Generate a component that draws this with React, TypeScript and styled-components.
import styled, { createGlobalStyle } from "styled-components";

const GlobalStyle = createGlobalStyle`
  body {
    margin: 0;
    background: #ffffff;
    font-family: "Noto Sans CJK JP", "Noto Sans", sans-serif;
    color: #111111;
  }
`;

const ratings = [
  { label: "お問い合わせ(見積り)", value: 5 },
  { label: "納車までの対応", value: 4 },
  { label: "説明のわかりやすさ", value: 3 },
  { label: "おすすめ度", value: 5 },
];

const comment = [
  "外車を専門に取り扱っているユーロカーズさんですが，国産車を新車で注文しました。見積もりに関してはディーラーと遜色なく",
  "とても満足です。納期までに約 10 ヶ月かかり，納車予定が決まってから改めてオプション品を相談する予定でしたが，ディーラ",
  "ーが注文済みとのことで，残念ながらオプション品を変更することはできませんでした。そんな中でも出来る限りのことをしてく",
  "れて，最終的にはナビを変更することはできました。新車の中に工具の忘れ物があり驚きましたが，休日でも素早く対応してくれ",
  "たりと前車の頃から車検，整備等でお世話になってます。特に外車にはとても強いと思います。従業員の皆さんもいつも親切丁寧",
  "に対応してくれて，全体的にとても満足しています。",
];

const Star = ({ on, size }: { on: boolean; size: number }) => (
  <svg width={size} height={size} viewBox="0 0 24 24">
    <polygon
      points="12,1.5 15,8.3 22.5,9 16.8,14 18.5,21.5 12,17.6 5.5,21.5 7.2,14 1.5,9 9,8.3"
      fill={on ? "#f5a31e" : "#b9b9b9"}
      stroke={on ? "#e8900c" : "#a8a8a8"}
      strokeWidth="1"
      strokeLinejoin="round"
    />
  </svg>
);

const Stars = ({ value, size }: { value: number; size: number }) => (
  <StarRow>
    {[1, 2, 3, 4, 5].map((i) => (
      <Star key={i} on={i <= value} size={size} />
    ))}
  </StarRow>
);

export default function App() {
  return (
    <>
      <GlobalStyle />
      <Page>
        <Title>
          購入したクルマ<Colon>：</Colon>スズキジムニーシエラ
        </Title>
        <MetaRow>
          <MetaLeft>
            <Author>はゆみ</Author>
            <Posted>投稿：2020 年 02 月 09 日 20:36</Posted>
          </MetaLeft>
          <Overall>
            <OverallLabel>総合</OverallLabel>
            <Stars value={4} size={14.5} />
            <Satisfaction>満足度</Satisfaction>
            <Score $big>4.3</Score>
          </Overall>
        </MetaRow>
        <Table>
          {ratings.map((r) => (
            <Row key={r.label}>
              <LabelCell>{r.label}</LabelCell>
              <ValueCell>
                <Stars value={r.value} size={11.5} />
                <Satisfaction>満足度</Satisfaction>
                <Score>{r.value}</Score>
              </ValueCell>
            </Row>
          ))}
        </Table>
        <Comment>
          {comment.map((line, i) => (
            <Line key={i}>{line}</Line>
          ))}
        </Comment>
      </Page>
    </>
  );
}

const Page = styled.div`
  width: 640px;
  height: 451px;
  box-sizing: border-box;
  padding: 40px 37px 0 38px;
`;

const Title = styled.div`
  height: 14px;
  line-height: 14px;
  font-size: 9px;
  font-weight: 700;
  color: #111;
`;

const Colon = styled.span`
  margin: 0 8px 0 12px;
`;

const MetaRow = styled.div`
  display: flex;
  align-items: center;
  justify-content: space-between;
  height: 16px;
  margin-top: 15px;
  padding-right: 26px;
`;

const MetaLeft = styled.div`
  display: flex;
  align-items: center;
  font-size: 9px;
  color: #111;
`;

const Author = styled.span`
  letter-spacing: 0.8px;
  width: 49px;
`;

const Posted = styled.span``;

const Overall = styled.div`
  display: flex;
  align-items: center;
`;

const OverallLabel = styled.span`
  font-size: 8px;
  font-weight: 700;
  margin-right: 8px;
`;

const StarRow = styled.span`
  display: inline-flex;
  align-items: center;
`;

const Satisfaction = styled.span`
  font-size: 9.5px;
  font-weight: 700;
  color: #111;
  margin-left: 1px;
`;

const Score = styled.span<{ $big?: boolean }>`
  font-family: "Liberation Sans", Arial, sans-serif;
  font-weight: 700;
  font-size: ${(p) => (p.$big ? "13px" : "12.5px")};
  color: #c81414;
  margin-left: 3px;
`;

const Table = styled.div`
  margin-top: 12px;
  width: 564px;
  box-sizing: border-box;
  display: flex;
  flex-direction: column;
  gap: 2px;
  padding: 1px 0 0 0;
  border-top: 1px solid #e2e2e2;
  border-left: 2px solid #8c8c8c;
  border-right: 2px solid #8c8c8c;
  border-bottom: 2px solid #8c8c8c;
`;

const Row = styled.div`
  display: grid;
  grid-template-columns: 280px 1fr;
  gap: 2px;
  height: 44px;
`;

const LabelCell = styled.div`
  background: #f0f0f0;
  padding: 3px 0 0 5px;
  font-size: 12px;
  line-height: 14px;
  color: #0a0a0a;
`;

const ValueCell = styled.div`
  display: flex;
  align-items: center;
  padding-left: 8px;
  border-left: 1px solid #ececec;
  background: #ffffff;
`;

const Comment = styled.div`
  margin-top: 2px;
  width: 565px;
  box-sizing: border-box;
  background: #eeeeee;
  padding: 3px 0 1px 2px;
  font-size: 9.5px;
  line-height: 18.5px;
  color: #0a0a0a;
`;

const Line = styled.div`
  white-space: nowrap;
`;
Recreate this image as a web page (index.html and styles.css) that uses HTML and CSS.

* * *

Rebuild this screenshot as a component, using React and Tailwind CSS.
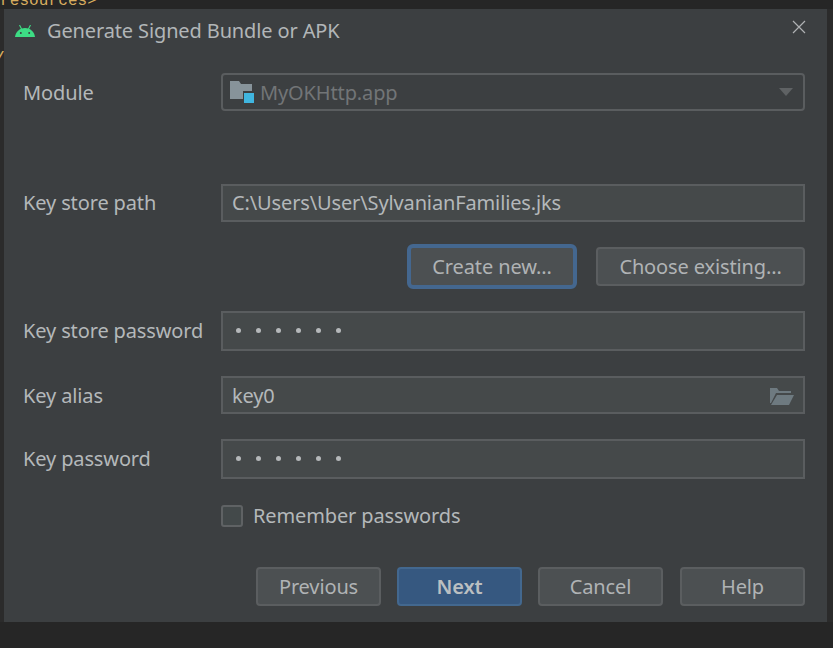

* * *

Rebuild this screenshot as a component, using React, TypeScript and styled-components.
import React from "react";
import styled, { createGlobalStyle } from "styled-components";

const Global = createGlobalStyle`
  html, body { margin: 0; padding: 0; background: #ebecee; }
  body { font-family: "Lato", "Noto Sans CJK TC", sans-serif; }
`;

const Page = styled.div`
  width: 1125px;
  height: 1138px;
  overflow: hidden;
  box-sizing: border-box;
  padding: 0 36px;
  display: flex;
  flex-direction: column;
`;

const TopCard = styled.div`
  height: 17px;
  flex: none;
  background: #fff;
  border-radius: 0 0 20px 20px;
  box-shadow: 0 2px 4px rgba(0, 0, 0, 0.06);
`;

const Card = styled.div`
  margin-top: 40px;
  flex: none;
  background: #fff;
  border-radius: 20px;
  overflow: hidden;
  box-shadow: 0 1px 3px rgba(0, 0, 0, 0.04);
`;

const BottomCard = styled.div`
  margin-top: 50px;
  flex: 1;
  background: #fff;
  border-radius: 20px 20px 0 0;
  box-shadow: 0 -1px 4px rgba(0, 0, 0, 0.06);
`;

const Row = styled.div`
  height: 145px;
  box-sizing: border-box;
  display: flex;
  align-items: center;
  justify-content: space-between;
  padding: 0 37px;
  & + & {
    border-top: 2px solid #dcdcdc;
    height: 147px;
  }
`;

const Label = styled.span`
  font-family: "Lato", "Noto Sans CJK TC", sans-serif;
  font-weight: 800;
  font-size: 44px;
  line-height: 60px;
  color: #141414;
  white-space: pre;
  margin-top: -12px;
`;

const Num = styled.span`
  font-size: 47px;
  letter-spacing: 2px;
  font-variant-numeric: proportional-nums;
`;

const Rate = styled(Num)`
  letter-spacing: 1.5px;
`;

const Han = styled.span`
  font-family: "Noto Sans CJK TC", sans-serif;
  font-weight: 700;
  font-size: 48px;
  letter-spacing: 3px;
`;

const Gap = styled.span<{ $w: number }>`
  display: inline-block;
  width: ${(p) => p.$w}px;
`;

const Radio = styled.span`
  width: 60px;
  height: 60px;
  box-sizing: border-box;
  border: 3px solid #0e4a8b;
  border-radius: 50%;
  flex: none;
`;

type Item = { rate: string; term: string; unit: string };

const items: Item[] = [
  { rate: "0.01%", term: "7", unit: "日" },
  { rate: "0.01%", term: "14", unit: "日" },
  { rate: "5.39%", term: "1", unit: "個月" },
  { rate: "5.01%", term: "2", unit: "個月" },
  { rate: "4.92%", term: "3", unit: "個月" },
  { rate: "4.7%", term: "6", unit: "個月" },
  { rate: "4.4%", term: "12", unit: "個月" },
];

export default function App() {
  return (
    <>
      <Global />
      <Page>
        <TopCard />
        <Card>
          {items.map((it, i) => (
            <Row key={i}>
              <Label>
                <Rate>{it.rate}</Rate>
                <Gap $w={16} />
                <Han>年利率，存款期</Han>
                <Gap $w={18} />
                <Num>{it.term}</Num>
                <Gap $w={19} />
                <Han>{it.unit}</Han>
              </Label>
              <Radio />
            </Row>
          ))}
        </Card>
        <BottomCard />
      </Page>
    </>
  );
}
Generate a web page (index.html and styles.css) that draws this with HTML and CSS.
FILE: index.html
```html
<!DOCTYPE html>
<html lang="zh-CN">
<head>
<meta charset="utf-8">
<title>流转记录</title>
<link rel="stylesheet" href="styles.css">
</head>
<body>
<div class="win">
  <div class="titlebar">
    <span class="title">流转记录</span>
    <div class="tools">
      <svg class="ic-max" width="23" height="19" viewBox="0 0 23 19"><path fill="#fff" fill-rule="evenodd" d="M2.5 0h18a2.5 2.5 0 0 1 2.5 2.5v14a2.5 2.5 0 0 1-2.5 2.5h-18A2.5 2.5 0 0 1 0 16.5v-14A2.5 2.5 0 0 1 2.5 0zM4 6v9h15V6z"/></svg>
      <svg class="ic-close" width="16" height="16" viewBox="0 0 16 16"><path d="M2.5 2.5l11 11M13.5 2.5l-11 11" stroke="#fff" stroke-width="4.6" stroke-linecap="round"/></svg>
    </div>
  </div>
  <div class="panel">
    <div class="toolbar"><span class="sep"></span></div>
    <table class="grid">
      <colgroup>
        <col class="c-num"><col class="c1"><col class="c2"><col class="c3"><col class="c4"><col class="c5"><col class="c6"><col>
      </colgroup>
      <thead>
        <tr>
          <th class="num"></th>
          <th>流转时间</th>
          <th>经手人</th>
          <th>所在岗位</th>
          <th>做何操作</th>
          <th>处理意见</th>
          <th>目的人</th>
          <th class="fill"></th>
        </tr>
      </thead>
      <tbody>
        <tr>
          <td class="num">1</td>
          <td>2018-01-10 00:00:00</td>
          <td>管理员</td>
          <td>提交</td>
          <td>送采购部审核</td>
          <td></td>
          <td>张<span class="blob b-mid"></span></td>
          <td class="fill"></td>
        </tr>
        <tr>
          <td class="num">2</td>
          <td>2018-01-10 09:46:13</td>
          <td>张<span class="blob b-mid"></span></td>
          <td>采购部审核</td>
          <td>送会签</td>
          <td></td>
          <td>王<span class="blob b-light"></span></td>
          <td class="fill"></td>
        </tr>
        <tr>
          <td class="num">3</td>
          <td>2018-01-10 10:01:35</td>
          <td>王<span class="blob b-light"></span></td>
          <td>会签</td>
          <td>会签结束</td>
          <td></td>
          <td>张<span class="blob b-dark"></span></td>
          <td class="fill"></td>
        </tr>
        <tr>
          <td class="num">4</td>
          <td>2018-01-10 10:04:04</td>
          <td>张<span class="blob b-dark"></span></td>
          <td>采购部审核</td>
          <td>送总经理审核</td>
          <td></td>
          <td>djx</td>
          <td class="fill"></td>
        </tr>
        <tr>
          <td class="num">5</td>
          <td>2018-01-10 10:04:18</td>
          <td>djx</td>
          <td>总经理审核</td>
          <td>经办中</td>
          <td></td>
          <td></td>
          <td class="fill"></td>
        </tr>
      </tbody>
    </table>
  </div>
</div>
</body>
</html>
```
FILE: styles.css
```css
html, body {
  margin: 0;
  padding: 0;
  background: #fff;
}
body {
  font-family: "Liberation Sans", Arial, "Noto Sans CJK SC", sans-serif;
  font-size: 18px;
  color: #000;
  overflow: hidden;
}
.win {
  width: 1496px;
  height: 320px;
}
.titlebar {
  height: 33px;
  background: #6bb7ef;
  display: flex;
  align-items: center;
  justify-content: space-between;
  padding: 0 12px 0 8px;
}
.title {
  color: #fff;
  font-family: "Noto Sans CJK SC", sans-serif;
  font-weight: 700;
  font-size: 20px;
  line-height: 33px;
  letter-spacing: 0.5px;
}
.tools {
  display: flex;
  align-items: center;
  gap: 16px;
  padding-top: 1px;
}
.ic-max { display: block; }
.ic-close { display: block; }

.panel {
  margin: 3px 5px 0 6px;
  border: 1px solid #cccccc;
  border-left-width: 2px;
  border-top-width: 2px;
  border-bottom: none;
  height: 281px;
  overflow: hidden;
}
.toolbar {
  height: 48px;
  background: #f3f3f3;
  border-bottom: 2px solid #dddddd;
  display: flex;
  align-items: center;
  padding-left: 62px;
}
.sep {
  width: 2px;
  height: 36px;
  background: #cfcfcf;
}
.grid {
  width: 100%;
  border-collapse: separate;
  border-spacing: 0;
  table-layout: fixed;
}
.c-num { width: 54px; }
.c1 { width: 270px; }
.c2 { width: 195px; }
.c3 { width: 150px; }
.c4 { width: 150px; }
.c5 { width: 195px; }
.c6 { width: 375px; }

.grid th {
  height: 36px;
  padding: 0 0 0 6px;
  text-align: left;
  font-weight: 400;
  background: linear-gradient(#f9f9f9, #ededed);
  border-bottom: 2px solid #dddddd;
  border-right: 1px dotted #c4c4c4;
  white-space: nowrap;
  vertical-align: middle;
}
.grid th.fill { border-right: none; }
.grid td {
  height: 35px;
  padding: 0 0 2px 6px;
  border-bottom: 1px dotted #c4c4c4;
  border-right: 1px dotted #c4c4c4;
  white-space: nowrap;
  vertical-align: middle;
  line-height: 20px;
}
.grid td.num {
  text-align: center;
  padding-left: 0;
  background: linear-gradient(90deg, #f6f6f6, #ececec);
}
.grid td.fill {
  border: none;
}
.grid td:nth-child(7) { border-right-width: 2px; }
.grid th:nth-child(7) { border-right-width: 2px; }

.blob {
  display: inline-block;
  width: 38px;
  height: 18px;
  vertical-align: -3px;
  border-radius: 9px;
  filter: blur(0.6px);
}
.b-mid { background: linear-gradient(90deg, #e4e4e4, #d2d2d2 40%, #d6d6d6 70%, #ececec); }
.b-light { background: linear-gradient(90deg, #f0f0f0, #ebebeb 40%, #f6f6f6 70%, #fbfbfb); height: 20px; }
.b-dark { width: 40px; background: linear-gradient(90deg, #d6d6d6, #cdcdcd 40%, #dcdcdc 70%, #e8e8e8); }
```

— PROBLEM TO WORK ON —
Your task is to output exactly the lines from the one with "Rebuild this screenshot as a component, using React, TypeScript" through the one with "string; term: string;", counting both ends.

— SOLUTION TO THIS PROBLEM —
Rebuild this screenshot as a component, using React, TypeScript and styled-components.
import React from "react";
import styled, { createGlobalStyle } from "styled-components";

const Global = createGlobalStyle`
  html, body { margin: 0; padding: 0; background: #ebecee; }
  body { font-family: "Lato", "Noto Sans CJK TC", sans-serif; }
`;

const Page = styled.div`
  width: 1125px;
  height: 1138px;
  overflow: hidden;
  box-sizing: border-box;
  padding: 0 36px;
  display: flex;
  flex-direction: column;
`;

const TopCard = styled.div`
  height: 17px;
  flex: none;
  background: #fff;
  border-radius: 0 0 20px 20px;
  box-shadow: 0 2px 4px rgba(0, 0, 0, 0.06);
`;

const Card = styled.div`
  margin-top: 40px;
  flex: none;
  background: #fff;
  border-radius: 20px;
  overflow: hidden;
  box-shadow: 0 1px 3px rgba(0, 0, 0, 0.04);
`;

const BottomCard = styled.div`
  margin-top: 50px;
  flex: 1;
  background: #fff;
  border-radius: 20px 20px 0 0;
  box-shadow: 0 -1px 4px rgba(0, 0, 0, 0.06);
`;

const Row = styled.div`
  height: 145px;
  box-sizing: border-box;
  display: flex;
  align-items: center;
  justify-content: space-between;
  padding: 0 37px;
  & + & {
    border-top: 2px solid #dcdcdc;
    height: 147px;
  }
`;

const Label = styled.span`
  font-family: "Lato", "Noto Sans CJK TC", sans-serif;
  font-weight: 800;
  font-size: 44px;
  line-height: 60px;
  color: #141414;
  white-space: pre;
  margin-top: -12px;
`;

const Num = styled.span`
  font-size: 47px;
  letter-spacing: 2px;
  font-variant-numeric: proportional-nums;
`;

const Rate = styled(Num)`
  letter-spacing: 1.5px;
`;

const Han = styled.span`
  font-family: "Noto Sans CJK TC", sans-serif;
  font-weight: 700;
  font-size: 48px;
  letter-spacing: 3px;
`;

const Gap = styled.span<{ $w: number }>`
  display: inline-block;
  width: ${(p) => p.$w}px;
`;

const Radio = styled.span`
  width: 60px;
  height: 60px;
  box-sizing: border-box;
  border: 3px solid #0e4a8b;
  border-radius: 50%;
  flex: none;
`;

type Item = { rate: string; term: string; unit: string };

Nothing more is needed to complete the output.